Клэр энергично запротестовала. Элен, уже готовая расстаться с мужем, поинтересовалась со свойственной ей практичностью:

– А ты можешь рассчитывать на наследство? Ведь дед вам обоим должен что-то оставить?

– Вряд ли нам что-то светит, – твердо ответил Филип. – Дед меняет завещание по два раза в год, и никто из нас не может быть уверен в результате. Правда, он всегда возвращается к исходному варианту, но сердце у него такое слабое, что он в любую минуту может загнуться и оставить нас в весьма затруднительном положении.

– Полагаю, ты можешь рассчитывать тысяч на десять?

– Да, что-то около того.

– По-моему, это несправедливо, – вмешалась Клэр. – Ты единственный мужчина в семье, а вся недвижимость и деньги отойдут Пете, хотя она девчонка.

– Ее отец был старшим сыном, а она его наследница. Так что все логично. Я всегда знал, что так и будет.

– Но не когда ты вернулся из Америки. Тогда дед хотел сделать наследником тебя, но вмешался Стивен Гард и все испортил.

– Похоже, мыльная опера превращается в торги, – иронично заметила Элен. – А вот, кажется, и остальные подтянулись, так что нашу увлекательную дискуссию придется прекратить или же продолжить в машине.

Она вышла в холл, чтобы встретить гостей.

– Привет, Эдвард. Здравствуй, Пета. Все-таки вырвалась из своего кошмарного госпиталя?

Пета стала с возмущением распространяться о кознях старшей сестры, которая устраивает инвентаризацию всякий раз, когда кто-нибудь собирается в отпуск. А Эдвард сообщил о своем новом психоаналитике.

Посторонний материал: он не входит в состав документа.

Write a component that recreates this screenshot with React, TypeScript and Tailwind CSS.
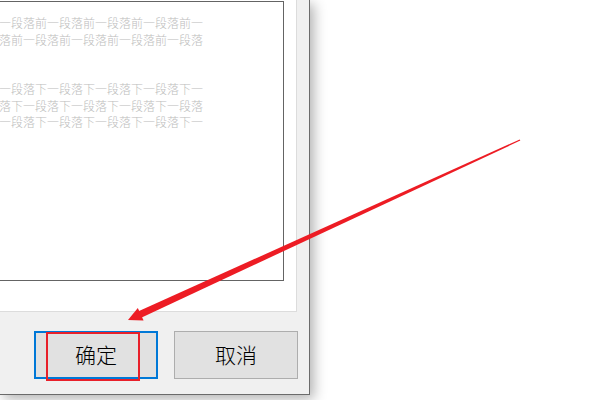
import React from 'react';

const FONT = { fontFamily: '"Noto Sans CJK SC", "Microsoft YaHei", sans-serif' };

const before = ['一段落前一段落前一段落前一段落前一', '落前一段落前一段落前一段落前一段落'];
const after = [
  '一段落下一段落下一段落下一段落下一',
  '落下一段落下一段落下一段落下一段落',
  '一段落下一段落下一段落下一段落下一',
];

function Arrow() {
  // tapered shaft + filled head, tip near the OK button
  return (
    <svg className="absolute inset-0 pointer-events-none" width="600" height="400" viewBox="0 0 600 400">
      <polygon points="520.3,140.6 519.7,139.4 135.7,312.6 138.5,318.9" fill="#ed1c24" />
      <polygon points="128,320 143.6,320.4 137.8,308" fill="#ed1c24" />
    </svg>
  );
}

export default function App() {
  return (
    <div className="relative w-[600px] h-[400px] bg-white overflow-hidden" style={FONT}>
      {/* Dialog */}
      <div className="flex flex-col w-[310px] h-[395px] bg-[#f0f0f0] border-r border-b border-[#6b6b6b] shadow-[4px_4px_12px_rgba(0,0,0,0.3)]">
        {/* Preview panel */}
        <div className="w-[297px] h-[312px] bg-white border-r border-b border-[#dcdcdc] pt-px">
          <div className="w-[284px] h-[280px] border-t border-r border-b border-[#646464] overflow-hidden pt-[13px]">
            <div className="-ml-px text-[12px] leading-[16.5px] text-[#bdbdbd] font-light whitespace-nowrap">
              {before.map((t, i) => (
                <div key={i}>{t}</div>
              ))}
              <div className="mt-[33px]">
                {after.map((t, i) => (
                  <div key={i}>{t}</div>
                ))}
              </div>
            </div>
          </div>
        </div>

        {/* Buttons */}
        <div className="flex gap-4 pl-[34px] pt-[19px]">
          <button className="w-[124px] h-[48px] bg-[#e1e1e1] border-2 border-[#0078d7] text-[21px] font-light text-black flex items-center justify-center">
            确定
          </button>
          <button className="w-[124px] h-[48px] bg-[#e1e1e1] border border-[#adadad] text-[21px] font-light text-black flex items-center justify-center">
            取消
          </button>
        </div>
      </div>

      {/* Annotation: red box around OK */}
      <div className="absolute left-[46px] top-[332px] w-[94px] h-[49px] border-2 border-[#e8202a]" />
      <Arrow />
    </div>
  );
}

– Он просто потрясающий, все время вяжет, а еще сказал, что я могу впадать в транс – ходить и что-то делать, а потом ничего не помнить…

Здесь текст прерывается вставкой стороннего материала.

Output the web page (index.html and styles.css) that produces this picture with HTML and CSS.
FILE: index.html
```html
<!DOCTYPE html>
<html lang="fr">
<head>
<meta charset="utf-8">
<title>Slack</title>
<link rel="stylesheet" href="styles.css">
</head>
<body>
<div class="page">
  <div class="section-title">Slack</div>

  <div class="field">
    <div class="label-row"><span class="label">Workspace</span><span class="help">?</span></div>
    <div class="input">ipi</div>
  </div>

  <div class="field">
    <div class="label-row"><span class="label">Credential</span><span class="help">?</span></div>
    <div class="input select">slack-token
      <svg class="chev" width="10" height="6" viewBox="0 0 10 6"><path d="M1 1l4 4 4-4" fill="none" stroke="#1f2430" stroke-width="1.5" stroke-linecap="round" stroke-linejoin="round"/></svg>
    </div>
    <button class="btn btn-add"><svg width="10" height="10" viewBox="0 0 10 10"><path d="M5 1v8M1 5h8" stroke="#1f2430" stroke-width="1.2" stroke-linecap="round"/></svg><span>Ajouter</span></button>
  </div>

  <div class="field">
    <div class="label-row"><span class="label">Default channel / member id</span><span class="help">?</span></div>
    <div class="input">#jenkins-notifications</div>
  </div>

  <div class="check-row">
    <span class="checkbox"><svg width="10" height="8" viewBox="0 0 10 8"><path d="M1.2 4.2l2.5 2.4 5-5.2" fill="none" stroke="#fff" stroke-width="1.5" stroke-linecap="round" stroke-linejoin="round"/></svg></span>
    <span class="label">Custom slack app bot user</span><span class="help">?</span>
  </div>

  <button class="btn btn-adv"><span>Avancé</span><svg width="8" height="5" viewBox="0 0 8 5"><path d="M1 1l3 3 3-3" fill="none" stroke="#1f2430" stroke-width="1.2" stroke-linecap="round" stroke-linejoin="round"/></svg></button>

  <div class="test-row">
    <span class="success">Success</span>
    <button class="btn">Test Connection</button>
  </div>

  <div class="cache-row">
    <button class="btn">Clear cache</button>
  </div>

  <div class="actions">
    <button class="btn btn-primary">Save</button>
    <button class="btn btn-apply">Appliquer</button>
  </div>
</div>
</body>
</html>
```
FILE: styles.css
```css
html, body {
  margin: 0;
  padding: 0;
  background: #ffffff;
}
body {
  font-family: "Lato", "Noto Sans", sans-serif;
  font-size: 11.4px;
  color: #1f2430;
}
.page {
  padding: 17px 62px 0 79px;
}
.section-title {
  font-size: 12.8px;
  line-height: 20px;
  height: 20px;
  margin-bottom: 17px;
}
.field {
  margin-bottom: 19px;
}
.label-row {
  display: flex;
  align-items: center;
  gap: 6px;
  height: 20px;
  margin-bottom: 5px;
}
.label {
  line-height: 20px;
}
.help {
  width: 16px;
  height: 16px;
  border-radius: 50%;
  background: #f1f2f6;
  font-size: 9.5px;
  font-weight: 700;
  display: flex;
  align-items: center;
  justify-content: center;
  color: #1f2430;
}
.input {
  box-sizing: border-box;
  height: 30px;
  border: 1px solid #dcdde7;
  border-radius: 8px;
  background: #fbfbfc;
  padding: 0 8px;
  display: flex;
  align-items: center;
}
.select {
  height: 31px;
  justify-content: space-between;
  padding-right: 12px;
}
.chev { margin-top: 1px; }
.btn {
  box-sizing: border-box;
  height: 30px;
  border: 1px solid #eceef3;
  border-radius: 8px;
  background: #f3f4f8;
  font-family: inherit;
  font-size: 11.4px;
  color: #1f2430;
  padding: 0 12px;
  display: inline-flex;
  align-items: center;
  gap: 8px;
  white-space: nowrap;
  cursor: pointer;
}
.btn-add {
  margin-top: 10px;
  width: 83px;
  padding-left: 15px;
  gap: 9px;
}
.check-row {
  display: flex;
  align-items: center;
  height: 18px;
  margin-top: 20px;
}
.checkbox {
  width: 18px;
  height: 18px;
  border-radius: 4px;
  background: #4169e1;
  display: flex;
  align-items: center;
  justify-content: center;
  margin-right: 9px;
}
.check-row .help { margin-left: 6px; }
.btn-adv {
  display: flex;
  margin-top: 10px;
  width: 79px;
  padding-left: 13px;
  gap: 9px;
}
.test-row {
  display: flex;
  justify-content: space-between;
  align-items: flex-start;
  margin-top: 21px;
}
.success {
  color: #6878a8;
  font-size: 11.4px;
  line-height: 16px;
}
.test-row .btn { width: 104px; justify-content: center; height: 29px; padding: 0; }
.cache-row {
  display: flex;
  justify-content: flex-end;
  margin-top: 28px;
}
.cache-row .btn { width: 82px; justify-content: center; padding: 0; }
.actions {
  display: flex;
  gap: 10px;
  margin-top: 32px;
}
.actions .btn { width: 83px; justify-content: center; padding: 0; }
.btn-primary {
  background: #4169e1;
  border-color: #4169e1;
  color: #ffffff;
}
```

– А почему он вяжет? – поинтересовалась Элен, заворачивая Антонию в несколько шалей и тем самым полностью обездвиживая девочку.

– Это успокаивает пациентов, и они не боятся говорить о себе…

– Элен, бога ради, не бери с собой шерсть, иначе мы всю неделю будем слушать о прострациях Эдварда…

Когда все спускались с лестницы, Пета взяла Элен под руку.

– Это твой первый отпуск за несколько лет, Нел. Ты, наверное, очень рада.

– Чрезвычайно, – сухо ответила Элен. – Белла доведет меня до безумия, поучая, как надо обращаться с детьми, а в перерывах твой дед будет убеждать меня завести их как можно больше – я имею в виду детей. Чего я сделать не могу, потому что у Филипа безумный роман с Клэр и он, храня ей верность, теперь спит один.


Все погрузились в машину: Филип с двумя кузинами – Петой и Клэр, его жена Элен и Эдвард Тревис, их сводный кузен, чья бабка Белла в 1890-х годах была любовницей сэра Ричарда, а в настоящее время приходилась ему законной женой. Филип с мрачным видом сел за руль, испытывая стыд и отчаяние при мысли о том, что его не могут поделить две женщины. Сидевшая рядом Клэр уже сожалела, что их любовь стала известна Элен, которая сделала из нее посмешище. Пета, обхватившая длинными ногами упакованные ножки от детской кроватки, истово молилась, чтобы бог дал ей силы предстать перед Стивеном в самом выгодном свете, а Эдвард практиковался в умении не поднимать взгляд, в чем и преуспел. Элен, показывая дочке деревья и коровок, мелькавших за окном, мужественно боролась с болью и унижением от мысли, что теперь она будет есть хлеб человека, который ее не любит и не хочет.

– Да ты плачешь, Элен! – удивилась Пета, на минуту оторвавшись от своих молитв.

– Это Антония стукнула меня по носу кулачком, – отозвалась Элен.

Ребенок, замотанный в шали до состояния кокона, казалось, с упреком посмотрел на мать.